In hindsight I realize that's why I stayed with the church -- it wasn't the leaders or the sermons or anything other than the people, the friends I made there. The church has many issues, but there were some seemingly amazing people who went there, and they made me feel like I was loved and belonged. At the end of the day I think that's what we all are looking for, people to love us and a place to belong, and when we find that, we are often willing to overlook other details to keep it. The most common manifestation of this is relationships, I think, but it obviously happens in other areas too. Oh well -- I'm just glad I never drank the Kool-Aid.
2 comments:
"At the end of the day I think that's what we all are looking for, people to love us and a place to belong, and when we find that, we are often willing to overlook other details to keep it.

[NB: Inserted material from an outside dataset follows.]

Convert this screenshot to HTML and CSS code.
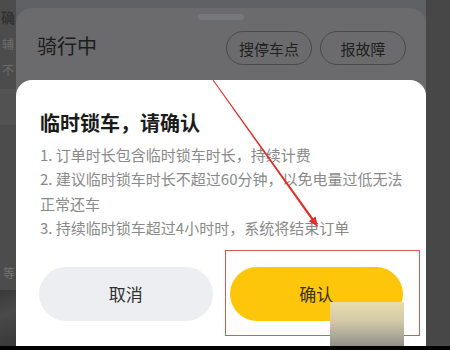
FILE: index.html
```html
<!DOCTYPE html>
<html lang="zh">
<head>
<meta charset="utf-8">
<link rel="stylesheet" href="styles.css">
</head>
<body>
<div class="screen">
  <div class="side-left">
    <div class="bg-title">确</div>
    <div class="bg-line">辅</div>
    <div class="bg-line">不</div>
    <div class="bg-card"></div>
    <div class="bg-spacer"></div>
    <div class="bg-line small">等</div>
    <div class="bg-map"></div>
  </div>
  <div class="main">
    <div class="sheet">
      <div class="handle"></div>
      <div class="sheet-head">
        <div class="sheet-title">骑行中</div>
        <div class="sheet-actions">
          <div class="pill">搜停车点</div>
          <div class="pill">报故障</div>
        </div>
      </div>
    </div>
  </div>
  <div class="side-right"></div>

  <div class="dialog">
    <div class="dlg-title">临时锁车，请确认</div>
    <div class="dlg-list">
      <div>1. 订单时长包含临时锁车时长，持续计费</div>
      <div>2. 建议临时锁车时长不超过60分钟，以免电量过低无法正常还车</div>
      <div>3. 持续临时锁车超过4小时时，系统将结束订单</div>
    </div>
    <div class="dlg-actions">
      <div class="btn btn-cancel">取消</div>
      <div class="btn btn-ok">确认</div>
    </div>
  </div>

  <div class="highlight"></div>
  <div class="watermark"></div>
  <svg class="arrow" width="450" height="350" viewBox="0 0 450 350">
    <polygon points="213.4,79.7 313.2,218.2 315.6,216.6 318,227 308.9,221.2 311.2,219.6 212.6,80.3" fill="#e0302a"/>
  </svg>
  <div class="bottom-bar"></div>
</div>
</body>
</html>
```

FILE: styles.css
```css
* { box-sizing: border-box; }
html, body { margin: 0; padding: 0; }
body {
  font-family: "Noto Sans CJK SC", "Noto Sans", sans-serif;
  background: #474747;
}
.screen {
  width: 450px;
  height: 350px;
  position: relative;
  overflow: hidden;
  display: flex;
  background: #474747;
}
.side-left {
  width: 16px;
  flex: none;
  background: #4c4c4c;
  overflow: hidden;
  display: flex;
  flex-direction: column;
  align-items: flex-start;
  white-space: nowrap;
}
.bg-title {
  font-size: 14px;
  font-weight: 700;
  color: #333;
  line-height: 20px;
  margin: 7px 0 0 1px;
}
.bg-line {
  font-size: 12px;
  color: #6c6c6c;
  line-height: 18px;
  margin: 8px 0 0 2px;
}
.bg-card {
  align-self: stretch;
  height: 36px;
  margin-top: 10px;
  background: #525252;
}
.bg-spacer { flex: 1; }
.bg-line.small { margin: 0 0 8px 3px; color: #747474; }
.bg-map {
  align-self: stretch;
  height: 60px;
  background: linear-gradient(160deg, #3a3a3a, #4a4a4a 40%, #353535);
}
.main {
  width: 410px;
  flex: none;
  padding-top: 8px;
  background: #5f6064;
}
.sheet {
  height: 342px;
  background: #6b6b6d;
  border-radius: 16px 16px 0 0;
  padding-top: 6px;
}
.handle {
  width: 46px;
  height: 6px;
  border-radius: 3px;
  background: #77787b;
  margin: 0 auto;
}
.sheet-head {
  display: flex;
  justify-content: space-between;
  align-items: flex-start;
  margin-top: 11px;
  padding: 0 20px 0 21px;
}
.sheet-title {
  font-size: 20px;
  line-height: 28px;
  margin-top: 1px;
  color: #1c1c1c;
}
.sheet-actions {
  display: flex;
  gap: 8px;
}
.pill {
  width: 86px;
  height: 34px;
  border: 1px solid #4a4a4a;
  border-radius: 17px;
  display: flex;
  align-items: center;
  justify-content: center;
  font-size: 15px;
  color: #1e1e1e;
}
.side-right {
  flex: 1;
  background: #474747;
}
.dialog {
  position: absolute;
  left: 16px;
  top: 80px;
  width: 410px;
  bottom: 4px;
  background: #fff;
  border-radius: 16px 16px 0 0;
  padding: 29px 23px 0;
}
.dlg-title {
  font-size: 20px;
  font-weight: 700;
  line-height: 28px;
  color: #1a1a1a;
  margin: 0 0 6px 1px;
}
.dlg-list {
  font-size: 15px;
  line-height: 24.4px;
  color: #8a8a8a;
  padding-left: 1px;
}
.dlg-actions {
  display: flex;
  gap: 17px;
  margin-top: 26px;
}
.btn {
  flex: 1;
  height: 54.5px;
  border-radius: 28px;
  display: flex;
  align-items: center;
  justify-content: center;
  font-size: 17px;
  font-weight: 400;
}
.btn-cancel { background: #eceef1; color: #2e2e2e; }
.btn-ok { background: #fdc60b; color: #3a3000; }
.highlight {
  position: absolute;
  left: 225px;
  top: 250px;
  width: 195px;
  height: 86px;
  border: 1.5px solid #d65a55;
}
.watermark {
  position: absolute;
  left: 330px;
  top: 302px;
  width: 74px;
  height: 48px;
  background: linear-gradient(to bottom, #e7dcae 0%, #d3c9a6 40%, #a7a396 75%, #85847f 100%);
}
.arrow {
  position: absolute;
  left: 0;
  top: 0;
}
.bottom-bar {
  position: absolute;
  left: 0;
  right: 0;
  bottom: 0;
  height: 4px;
  background: #000;
}
```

The most common manifestation of this is relationships, I think, but it obviously happens in other areas too." Yeah! So many people stay in relationships where it's obviously wrong just because they're so desperate to have someone "love" them, even if that relationship is actually causing great unhappiness. Ridiculous.
It's easy to do. I did it with Jose I think. What other explanation is there for me getting him to break up with April so we could date again?